Finti pretesti, veri pregiudizi, diffuso razzismo

“Io non sono razzista, ma se un soggetto straniero, che vuole vivere in Italia, non si comporta bene, lo sbatto fuori su due piedi e lo riporto nel suo paese”. Quante volte ho sentito questo lapidario ragionamento (?) e mi ha sempre insospettito tale implacabile atteggiamento, che, a mio giudizio, nasconde una ostilità di base: un modo elegante per essere razzisti. Sì, perché un motivo per espellere un immigrato non è difficile da trovare. Se è appena arrivato e per mangiare fa dell’accattonaggio, se ne deve andare perché non ha voglia di lavorare e finirà col fare lo spacciatore e/o il ladro. Se lavora, se ne deve andare perché ruba agli italiani il poco lavoro che c’è.  Se sbarca con estrema fatica sulle nostre coste, è un potenziale diffusore di malattie e di coronavirus in particolare e quindi non possiamo tirarci in casa dei potenziali focolai infettivi.

In questi giorni però siamo arrivati al culmine. Ho letto su La stampa: Quindicenne aiuta una donna per strada e un passante lo scaccia: “Mulatto, torna al tuo paese”. È successo a Grugliasco (Torino). La mamma del ragazzo, indignata, si è sfogata su Facebook: «Mio figlio ha solo 15 anni. Ha visto una donna svenire per strada, l’ha presa al volo, ha cercato di ricordare le nozioni di primo soccorso apprese alle medie». E mentre il ragazzino si dava da fare per aiutare la donna, un passante lo ha spinto via malamente: «Mulatto, spostati, tornatene al tuo paese». «Io sono fiera di lui – continua mamma Katia –. A 15 anni ha fatto quello che poteva per aiutare una persona che aveva bisogno, senza esitare».

Il sindaco di Grugliasco, Roberto Montà, informato dell’episodio, ha reagito così: «Un pessimo esempio di maleducazione e inciviltà. A forza di mandare messaggi razzisti e divisivi ormai qualcuno pensa che episodi simili rientrino quasi nella normalità». L’episodio, tra l’altro, «ha un che di ridicolo, perché conosco il ragazzo e ha la cittadinanza italiana: è italianissimo, forse più di chi l’ha offeso».

Un lupo e un agnello, erano giunti al medesimo ruscello spinti dalla sete; il lupo era superiore (in un luogo più alto) l’agnello di gran lunga in basso. Allora il lupo, sollecitato dalla sua insaziabile fame, suscitò un pretesto per litigare. «Perché», disse, «mi hai reso torbida l’acqua che bevevo?». L’agnello, timoroso, di rimando: «In che modo posso di grazia fare ciò che ti lamenti, lupo? L’acqua scorre da te alle mie labbra». Quello spinto dalla forza della verità: «Hai sparlato di me, sei mesi fa». L’agnello rispose: «In verità non ero nato». «Tuo padre, in verità, aveva sparlato di me». E così afferra l’agnello e lo sbrana per un’ingiusta morte. Questa favola è stata scritta per quegli uomini, che opprimono gli innocenti con finti pretesti.

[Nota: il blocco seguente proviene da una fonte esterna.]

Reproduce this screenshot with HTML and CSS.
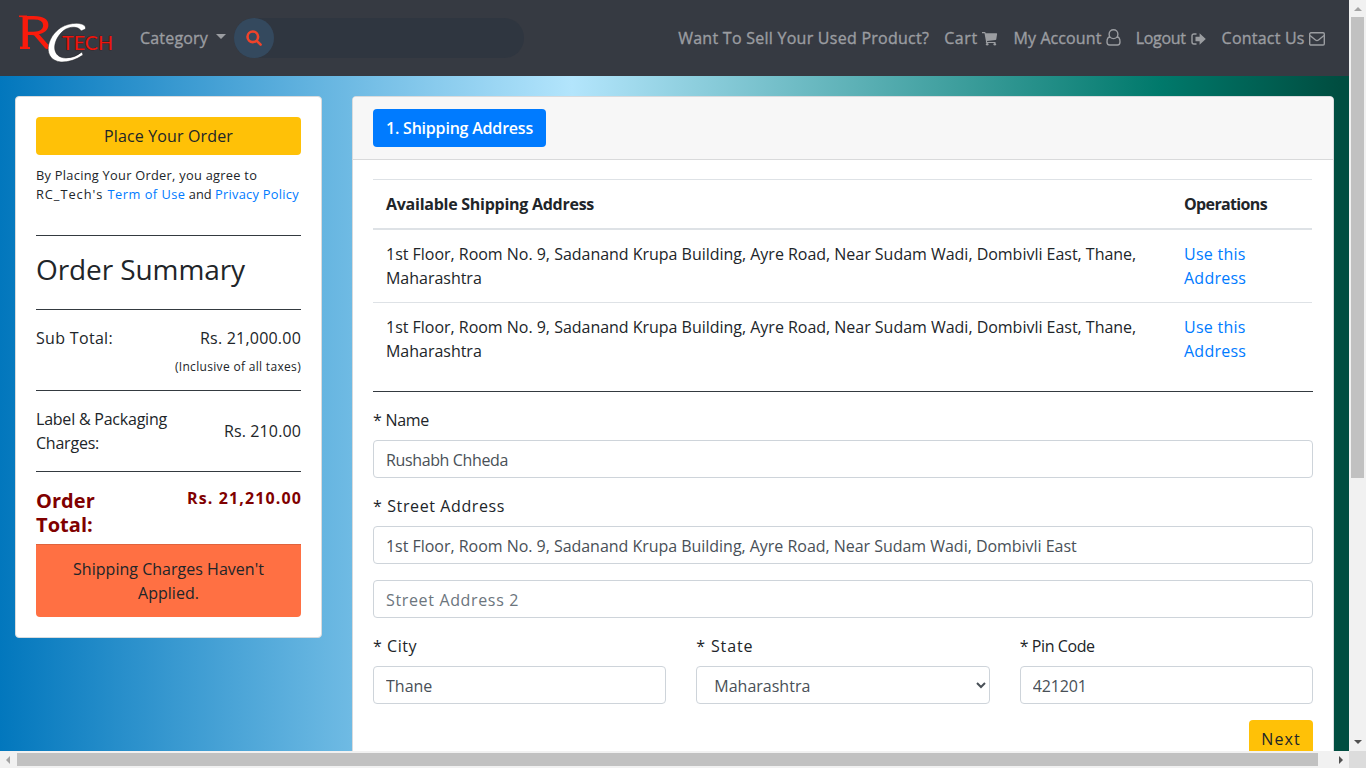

Al posto del lupo mettiamo quel sospettoso e sbrigativo italiano e al posto dell’agnello quell’ingenuo e generoso ragazzino di colore. Provo a parafrasare la fiaba di Fedro alla luce dell’episodio di cronaca.

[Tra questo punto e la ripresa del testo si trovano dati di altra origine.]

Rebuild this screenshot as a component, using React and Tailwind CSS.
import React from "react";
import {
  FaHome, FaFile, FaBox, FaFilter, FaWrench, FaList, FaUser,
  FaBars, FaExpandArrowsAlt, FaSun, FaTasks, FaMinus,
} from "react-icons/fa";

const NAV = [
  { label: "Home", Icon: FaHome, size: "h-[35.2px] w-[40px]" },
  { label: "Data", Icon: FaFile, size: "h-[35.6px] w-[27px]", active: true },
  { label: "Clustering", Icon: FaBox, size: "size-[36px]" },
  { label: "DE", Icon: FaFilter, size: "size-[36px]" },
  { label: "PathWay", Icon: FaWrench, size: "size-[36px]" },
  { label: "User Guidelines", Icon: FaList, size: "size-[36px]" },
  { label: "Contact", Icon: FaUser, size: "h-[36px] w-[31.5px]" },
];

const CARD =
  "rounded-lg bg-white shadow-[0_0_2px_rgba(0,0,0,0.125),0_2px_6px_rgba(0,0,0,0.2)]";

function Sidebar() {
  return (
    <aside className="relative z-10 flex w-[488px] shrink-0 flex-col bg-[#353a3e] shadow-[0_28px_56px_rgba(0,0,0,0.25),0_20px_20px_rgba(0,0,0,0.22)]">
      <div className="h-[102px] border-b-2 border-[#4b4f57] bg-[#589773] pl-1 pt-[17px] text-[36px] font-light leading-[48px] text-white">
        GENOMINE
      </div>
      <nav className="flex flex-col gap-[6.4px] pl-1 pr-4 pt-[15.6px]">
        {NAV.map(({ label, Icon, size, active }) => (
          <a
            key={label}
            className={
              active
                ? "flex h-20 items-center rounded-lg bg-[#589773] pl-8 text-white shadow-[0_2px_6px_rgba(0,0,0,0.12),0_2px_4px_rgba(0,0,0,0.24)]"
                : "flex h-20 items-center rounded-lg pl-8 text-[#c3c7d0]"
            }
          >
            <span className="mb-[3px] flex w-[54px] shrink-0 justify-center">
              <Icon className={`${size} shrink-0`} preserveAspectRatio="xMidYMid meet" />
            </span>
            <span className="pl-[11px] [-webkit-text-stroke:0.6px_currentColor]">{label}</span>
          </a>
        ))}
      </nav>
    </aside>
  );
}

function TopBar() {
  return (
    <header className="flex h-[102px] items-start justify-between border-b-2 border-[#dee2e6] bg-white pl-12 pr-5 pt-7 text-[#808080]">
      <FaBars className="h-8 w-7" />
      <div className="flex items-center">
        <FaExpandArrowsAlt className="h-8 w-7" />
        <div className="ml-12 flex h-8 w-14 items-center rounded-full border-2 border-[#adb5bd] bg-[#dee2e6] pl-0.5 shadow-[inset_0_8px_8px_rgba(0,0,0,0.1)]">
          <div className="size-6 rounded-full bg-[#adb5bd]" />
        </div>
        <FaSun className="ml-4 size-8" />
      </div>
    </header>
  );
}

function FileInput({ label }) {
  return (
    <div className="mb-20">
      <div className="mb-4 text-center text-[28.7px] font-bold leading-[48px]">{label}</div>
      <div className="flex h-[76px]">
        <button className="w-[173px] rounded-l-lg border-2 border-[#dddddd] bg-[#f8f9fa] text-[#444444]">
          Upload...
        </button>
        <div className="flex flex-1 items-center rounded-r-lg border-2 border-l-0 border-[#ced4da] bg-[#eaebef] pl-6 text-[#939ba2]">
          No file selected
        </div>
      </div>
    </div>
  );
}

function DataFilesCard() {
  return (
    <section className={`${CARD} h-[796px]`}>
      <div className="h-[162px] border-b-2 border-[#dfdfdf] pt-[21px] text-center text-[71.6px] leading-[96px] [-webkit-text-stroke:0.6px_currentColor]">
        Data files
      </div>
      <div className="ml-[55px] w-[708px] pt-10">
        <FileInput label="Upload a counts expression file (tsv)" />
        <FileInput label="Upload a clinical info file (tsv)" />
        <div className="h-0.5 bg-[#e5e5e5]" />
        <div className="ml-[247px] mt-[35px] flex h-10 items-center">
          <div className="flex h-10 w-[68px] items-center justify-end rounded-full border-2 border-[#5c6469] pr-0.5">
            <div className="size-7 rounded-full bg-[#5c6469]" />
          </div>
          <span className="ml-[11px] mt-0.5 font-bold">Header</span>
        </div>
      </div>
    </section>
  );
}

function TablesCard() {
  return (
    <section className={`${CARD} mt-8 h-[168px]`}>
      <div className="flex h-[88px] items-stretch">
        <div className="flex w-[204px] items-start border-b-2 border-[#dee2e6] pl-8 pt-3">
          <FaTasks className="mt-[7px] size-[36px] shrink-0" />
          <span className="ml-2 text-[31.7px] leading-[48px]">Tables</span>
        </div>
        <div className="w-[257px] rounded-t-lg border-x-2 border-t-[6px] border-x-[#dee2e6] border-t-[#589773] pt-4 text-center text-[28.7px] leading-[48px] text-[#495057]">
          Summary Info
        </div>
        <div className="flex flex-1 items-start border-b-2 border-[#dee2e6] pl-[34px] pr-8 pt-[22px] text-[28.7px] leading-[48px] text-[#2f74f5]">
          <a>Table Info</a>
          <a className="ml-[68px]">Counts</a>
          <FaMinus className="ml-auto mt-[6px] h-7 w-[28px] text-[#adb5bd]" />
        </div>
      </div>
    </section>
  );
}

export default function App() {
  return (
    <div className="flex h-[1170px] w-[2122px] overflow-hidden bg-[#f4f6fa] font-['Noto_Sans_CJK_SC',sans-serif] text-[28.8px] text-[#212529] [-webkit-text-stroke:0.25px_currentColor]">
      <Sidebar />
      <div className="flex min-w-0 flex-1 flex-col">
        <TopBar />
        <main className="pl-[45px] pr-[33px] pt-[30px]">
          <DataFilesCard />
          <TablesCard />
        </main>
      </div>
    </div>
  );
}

Un maturo cittadino di Torino e un quindicenne ragazzino di colore si incontrano in strada mentre il ragazzo soccorre una donna in difficoltà. Allora il primo, sollecitato dal suo pregiudizio razzista, cerca un pretesto per attaccare briga. «Perché», dice, «non lasci in pace quella donna, non vedi che sta male». Il ragazzo, timoroso, di rimando: «Ho visto questa donna svenire, l’ho presa al volo». Il torinese ribatte: «Stavi approfittando della situazione, vergognati!». Il ragazzo risponde: «Ho solo cercato di ricordare le nozioni di primo soccorso apprese alle scuole medie che ho frequentato». «Dovevi chiamare i soccorsi e non ti dovevi permettere di toccare quella donna!». «Ma io…ho agito in buona fede…». «Voi immigrati siete tutti uguali…». «Ma io veramente sono un cittadino italiano…». A quel punto l’italiano si ricorda di essere di pelle bianca e così afferra il ragazzino e gli grida: «Mulatto, spostati, tornatene al tuo paese! Non mi interessa niente dei tuoi diritti!». Questo episodio viene riportato e, in parte condito ad hoc, per tutti coloro che cercano finti pretesti per esprimere il loro vero razzismo.